Fifth, left unstated is the extent to which the UNGP ought to be extended not just to lenders that are state owned or controlled enterprises, but whether, as well, it ought to extend to central banks, development banks and public funds that are devoted to private market investment. Indeed it is not clear the extent to which state banks and central banks ought to bear a greater duty under the UNGP than private banks. While theory suggests that indeed, SOEs and state instrumentalities may have multiple obligations under the UNGPs (a state duty and a corporate responsibility), it is not clear that actually implicates financial institution operation.  With respect to remedial obligations, especially this crossing of the streams might produce a number of issues that have yet to be satisfactorily developed.


What clearly emerges from the afternoon's discussion of only a small sampling of a rich program is that the discourse about business and human rights, even one around the organizing structures of the UNGP has been maturing in some remarkable respects.
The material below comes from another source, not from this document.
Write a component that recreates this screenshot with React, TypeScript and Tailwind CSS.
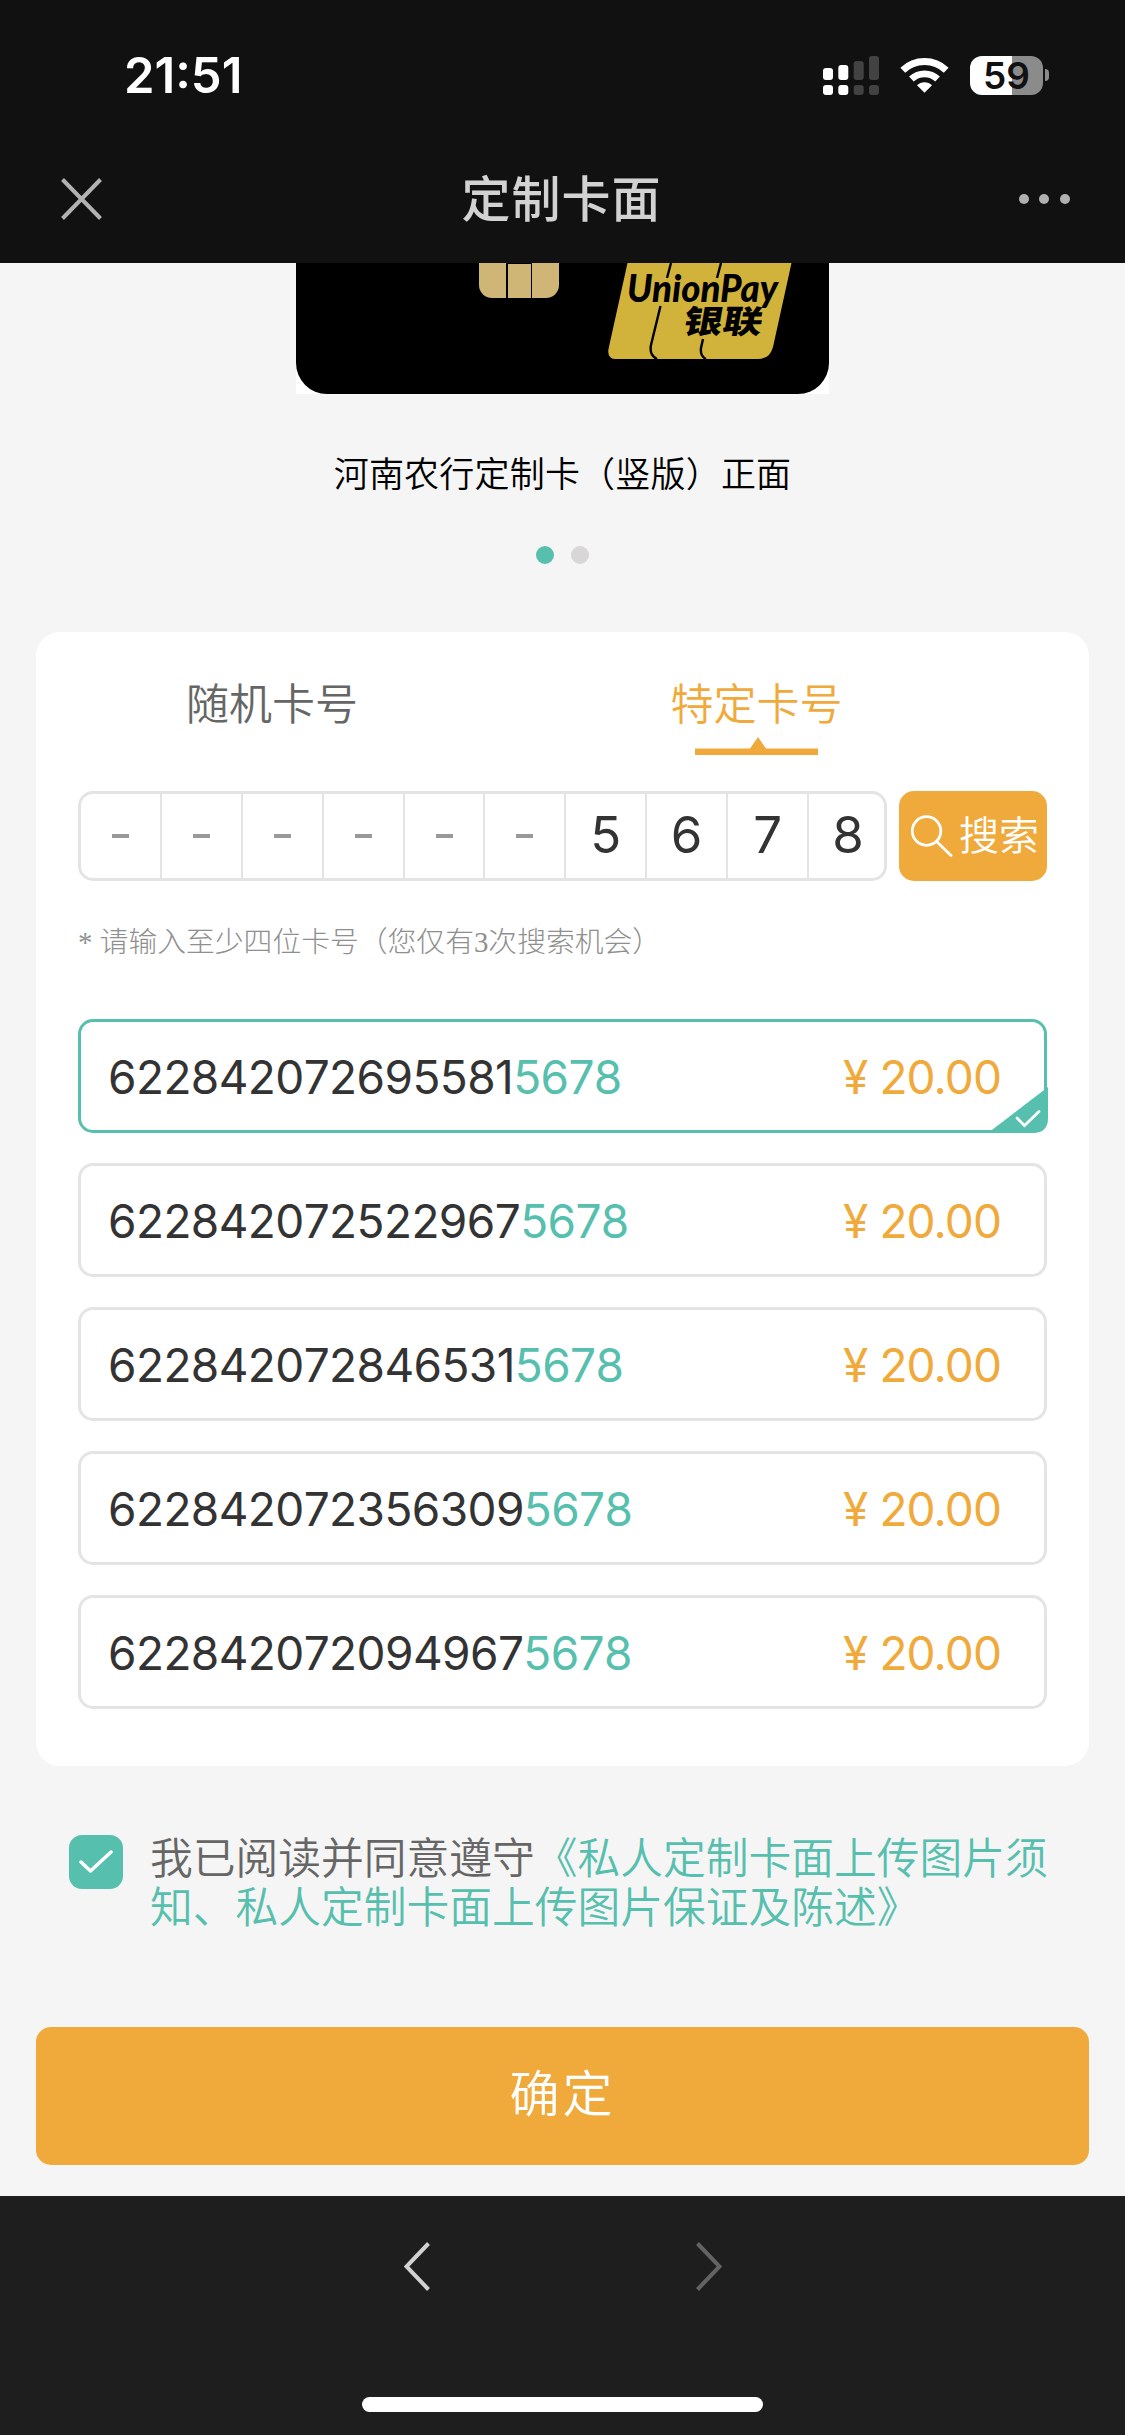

The interpretive (unofficial mostly) of the UNGP grows richer, though it is nor clear who other the the elites with a tremendous investment in their coherence is paying attention. The UNGP leadership matures and grows surer as interpretive gaps are filled and the UNGPs are increasingly centered in the business and human rights discourse--at least with respect ot the second pillar.  At the same time the conversation has now expanded well beyond the UNGPs as a self referencing system, and focuses, sometimes inadvertently, on those issues of policy and premise on which the UNGP is founded.  But where is the Treaty?  Perhaps that comes tomorrow.